◆ **REQUEST**:
Return all lines where the word "Convert" can be found.

◆ **DATA PROVIDED**:
* begin *
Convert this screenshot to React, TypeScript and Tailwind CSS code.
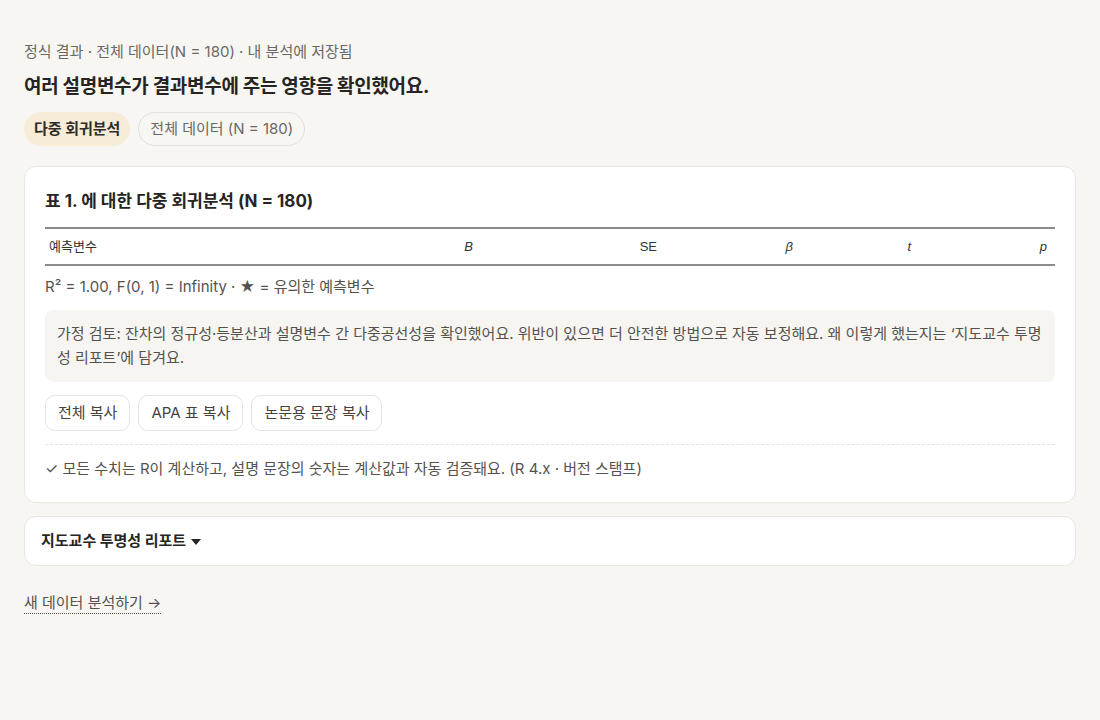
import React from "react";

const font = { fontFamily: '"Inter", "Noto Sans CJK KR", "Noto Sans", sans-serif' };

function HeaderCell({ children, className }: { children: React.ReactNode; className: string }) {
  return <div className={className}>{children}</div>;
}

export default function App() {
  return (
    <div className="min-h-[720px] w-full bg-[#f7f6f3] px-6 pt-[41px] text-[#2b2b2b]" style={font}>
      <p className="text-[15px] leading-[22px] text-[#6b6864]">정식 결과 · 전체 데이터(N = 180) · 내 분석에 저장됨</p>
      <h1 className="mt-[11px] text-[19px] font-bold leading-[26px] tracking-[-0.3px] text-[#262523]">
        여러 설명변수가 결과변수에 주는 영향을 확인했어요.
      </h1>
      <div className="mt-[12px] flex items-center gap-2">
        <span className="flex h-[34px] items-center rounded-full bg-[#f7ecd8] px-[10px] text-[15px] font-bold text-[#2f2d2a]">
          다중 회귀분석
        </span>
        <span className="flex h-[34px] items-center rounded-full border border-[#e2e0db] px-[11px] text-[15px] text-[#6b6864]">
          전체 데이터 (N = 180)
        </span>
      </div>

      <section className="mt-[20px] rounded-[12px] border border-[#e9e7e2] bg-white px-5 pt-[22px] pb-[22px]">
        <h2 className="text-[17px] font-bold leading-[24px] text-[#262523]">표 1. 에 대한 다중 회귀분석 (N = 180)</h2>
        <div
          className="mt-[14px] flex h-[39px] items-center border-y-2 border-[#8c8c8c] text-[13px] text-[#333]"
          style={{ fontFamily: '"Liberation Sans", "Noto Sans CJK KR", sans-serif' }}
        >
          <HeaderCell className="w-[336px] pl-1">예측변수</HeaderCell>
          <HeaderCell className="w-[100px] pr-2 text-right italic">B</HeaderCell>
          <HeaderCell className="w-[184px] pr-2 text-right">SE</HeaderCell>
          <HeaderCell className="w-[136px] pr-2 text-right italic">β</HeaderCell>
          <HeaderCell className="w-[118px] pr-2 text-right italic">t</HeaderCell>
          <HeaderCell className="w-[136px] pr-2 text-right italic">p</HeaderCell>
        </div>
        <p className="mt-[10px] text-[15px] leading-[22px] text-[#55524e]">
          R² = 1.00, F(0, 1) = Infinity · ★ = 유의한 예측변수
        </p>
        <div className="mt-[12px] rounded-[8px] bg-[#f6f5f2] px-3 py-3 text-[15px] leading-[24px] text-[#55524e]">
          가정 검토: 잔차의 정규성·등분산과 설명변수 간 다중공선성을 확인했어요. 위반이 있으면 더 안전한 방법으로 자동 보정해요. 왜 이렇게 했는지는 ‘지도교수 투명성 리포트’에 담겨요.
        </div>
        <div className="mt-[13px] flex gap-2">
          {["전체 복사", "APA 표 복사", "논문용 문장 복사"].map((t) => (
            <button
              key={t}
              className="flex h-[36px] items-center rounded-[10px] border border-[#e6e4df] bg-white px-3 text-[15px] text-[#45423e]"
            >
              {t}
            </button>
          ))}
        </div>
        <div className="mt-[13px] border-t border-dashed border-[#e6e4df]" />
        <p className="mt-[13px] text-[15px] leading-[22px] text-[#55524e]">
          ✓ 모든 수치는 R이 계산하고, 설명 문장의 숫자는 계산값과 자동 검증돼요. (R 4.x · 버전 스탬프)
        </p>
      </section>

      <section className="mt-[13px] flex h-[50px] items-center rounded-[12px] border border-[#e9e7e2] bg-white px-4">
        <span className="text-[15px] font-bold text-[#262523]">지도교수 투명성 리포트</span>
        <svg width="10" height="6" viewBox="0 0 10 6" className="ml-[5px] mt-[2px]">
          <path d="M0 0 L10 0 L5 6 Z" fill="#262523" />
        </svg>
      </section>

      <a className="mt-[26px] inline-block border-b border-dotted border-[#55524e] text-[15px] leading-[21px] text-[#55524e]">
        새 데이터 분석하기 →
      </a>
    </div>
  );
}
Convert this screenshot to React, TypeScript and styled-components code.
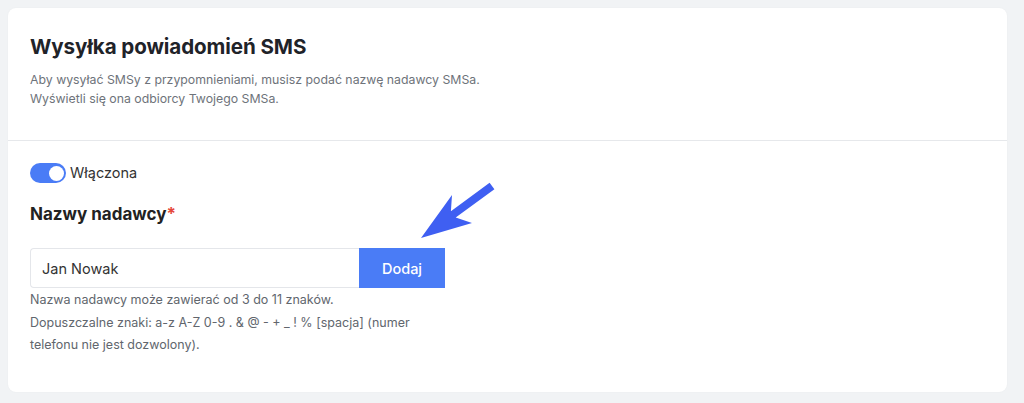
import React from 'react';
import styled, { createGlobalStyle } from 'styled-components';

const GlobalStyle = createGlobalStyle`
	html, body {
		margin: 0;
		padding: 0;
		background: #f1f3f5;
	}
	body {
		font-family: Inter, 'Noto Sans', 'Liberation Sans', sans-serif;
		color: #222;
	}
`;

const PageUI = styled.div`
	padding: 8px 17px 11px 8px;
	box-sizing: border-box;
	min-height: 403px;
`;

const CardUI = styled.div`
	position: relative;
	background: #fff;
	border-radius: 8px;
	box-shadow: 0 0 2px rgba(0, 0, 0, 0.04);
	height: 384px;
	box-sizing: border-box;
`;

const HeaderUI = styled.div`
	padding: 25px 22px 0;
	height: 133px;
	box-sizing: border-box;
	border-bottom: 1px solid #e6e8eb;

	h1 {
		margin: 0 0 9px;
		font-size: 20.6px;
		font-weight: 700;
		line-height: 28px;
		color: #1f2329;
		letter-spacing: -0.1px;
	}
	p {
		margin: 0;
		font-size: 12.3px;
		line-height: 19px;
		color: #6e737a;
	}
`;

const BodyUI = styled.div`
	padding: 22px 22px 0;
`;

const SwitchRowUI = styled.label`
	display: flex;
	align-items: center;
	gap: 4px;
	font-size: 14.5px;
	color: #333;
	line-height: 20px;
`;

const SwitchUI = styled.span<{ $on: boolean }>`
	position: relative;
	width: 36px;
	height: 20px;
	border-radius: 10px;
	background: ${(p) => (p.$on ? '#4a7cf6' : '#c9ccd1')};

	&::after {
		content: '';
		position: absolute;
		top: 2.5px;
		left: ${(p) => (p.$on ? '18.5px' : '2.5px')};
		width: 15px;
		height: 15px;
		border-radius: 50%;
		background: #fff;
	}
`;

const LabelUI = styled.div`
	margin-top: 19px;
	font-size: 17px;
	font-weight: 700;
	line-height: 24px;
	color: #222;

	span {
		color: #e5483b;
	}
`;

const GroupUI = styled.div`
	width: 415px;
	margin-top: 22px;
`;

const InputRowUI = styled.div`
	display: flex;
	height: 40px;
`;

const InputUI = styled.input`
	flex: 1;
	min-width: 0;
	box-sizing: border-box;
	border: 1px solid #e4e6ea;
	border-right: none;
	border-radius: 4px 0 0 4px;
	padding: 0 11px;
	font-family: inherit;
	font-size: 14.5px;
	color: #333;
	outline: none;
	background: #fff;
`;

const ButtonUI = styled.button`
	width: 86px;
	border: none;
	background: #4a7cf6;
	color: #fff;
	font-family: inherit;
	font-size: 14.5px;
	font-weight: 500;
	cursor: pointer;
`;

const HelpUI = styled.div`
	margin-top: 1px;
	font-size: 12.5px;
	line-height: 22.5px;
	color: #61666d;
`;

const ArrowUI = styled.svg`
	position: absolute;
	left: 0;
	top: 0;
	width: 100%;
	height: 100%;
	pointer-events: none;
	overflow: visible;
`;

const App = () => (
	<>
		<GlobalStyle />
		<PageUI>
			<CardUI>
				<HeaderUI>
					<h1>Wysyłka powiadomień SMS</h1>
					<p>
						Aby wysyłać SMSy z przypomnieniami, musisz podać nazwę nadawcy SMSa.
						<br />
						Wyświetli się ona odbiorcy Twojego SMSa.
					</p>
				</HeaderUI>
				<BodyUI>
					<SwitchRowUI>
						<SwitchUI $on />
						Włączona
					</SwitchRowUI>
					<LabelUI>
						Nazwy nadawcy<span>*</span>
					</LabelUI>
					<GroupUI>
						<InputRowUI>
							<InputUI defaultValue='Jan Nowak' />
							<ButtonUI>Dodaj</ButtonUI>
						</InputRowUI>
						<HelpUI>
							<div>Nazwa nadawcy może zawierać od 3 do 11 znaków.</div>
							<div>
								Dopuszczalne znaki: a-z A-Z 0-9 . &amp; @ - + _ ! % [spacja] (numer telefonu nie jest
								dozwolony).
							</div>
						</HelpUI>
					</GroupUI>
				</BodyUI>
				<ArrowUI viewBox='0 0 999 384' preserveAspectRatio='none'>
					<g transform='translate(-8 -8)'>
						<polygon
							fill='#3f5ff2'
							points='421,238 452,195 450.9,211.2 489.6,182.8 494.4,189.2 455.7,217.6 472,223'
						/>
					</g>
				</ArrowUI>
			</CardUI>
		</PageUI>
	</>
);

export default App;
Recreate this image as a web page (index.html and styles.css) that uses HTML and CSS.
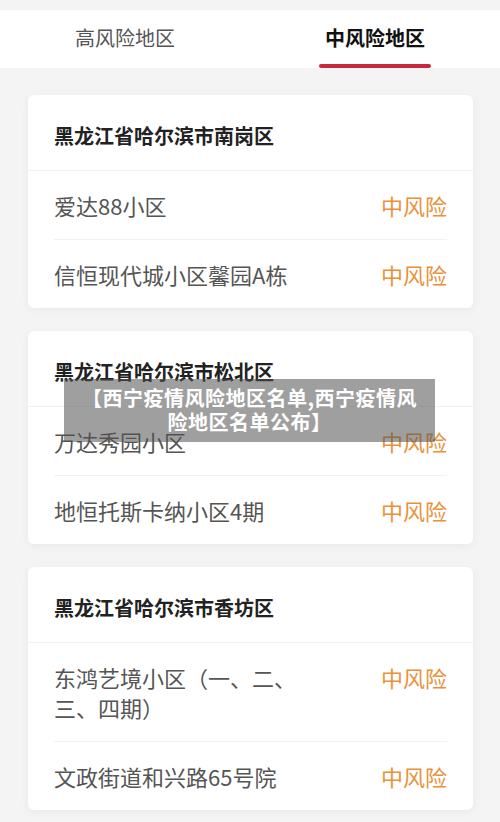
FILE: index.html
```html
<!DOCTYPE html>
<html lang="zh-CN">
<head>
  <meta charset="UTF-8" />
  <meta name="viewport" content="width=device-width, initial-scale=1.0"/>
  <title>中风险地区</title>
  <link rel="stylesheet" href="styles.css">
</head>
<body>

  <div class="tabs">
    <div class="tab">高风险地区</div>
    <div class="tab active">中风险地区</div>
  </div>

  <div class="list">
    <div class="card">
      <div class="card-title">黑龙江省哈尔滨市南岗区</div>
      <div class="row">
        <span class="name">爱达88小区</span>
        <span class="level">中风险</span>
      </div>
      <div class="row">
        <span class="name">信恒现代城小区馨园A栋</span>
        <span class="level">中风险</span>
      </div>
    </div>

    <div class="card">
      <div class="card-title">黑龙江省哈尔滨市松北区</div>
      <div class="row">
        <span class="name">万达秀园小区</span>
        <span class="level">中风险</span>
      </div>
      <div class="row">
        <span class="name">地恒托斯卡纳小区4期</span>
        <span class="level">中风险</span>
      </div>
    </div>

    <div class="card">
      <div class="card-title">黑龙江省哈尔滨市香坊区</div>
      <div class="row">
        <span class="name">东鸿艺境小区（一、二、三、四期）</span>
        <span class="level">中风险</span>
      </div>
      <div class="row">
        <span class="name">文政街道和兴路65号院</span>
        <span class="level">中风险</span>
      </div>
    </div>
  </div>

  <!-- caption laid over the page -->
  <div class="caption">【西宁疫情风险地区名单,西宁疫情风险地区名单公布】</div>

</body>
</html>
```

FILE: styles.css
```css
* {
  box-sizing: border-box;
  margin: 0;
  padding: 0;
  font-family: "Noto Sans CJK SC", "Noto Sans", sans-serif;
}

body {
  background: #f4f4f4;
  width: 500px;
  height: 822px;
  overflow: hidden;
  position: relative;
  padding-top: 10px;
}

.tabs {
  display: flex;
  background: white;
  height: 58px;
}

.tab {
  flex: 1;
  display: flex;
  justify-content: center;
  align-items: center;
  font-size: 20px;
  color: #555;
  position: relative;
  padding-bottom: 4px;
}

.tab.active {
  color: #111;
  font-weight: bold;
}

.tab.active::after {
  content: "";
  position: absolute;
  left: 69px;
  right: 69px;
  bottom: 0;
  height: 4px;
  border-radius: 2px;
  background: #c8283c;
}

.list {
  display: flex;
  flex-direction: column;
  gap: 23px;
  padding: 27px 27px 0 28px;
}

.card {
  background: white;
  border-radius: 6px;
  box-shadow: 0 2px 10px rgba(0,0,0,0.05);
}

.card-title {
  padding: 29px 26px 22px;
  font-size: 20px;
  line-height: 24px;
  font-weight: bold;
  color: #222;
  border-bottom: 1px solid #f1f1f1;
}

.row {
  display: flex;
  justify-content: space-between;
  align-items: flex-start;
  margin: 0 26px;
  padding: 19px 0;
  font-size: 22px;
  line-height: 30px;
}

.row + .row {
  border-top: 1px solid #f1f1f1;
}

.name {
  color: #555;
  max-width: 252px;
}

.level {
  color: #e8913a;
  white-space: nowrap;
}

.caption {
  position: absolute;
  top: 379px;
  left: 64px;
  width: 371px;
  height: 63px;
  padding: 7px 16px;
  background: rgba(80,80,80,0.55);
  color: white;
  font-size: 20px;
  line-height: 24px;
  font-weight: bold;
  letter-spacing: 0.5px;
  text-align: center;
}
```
* end *
◆ **FINAL RESULT**:
Convert this screenshot to React, TypeScript and Tailwind CSS code.
Convert this screenshot to React, TypeScript and styled-components code.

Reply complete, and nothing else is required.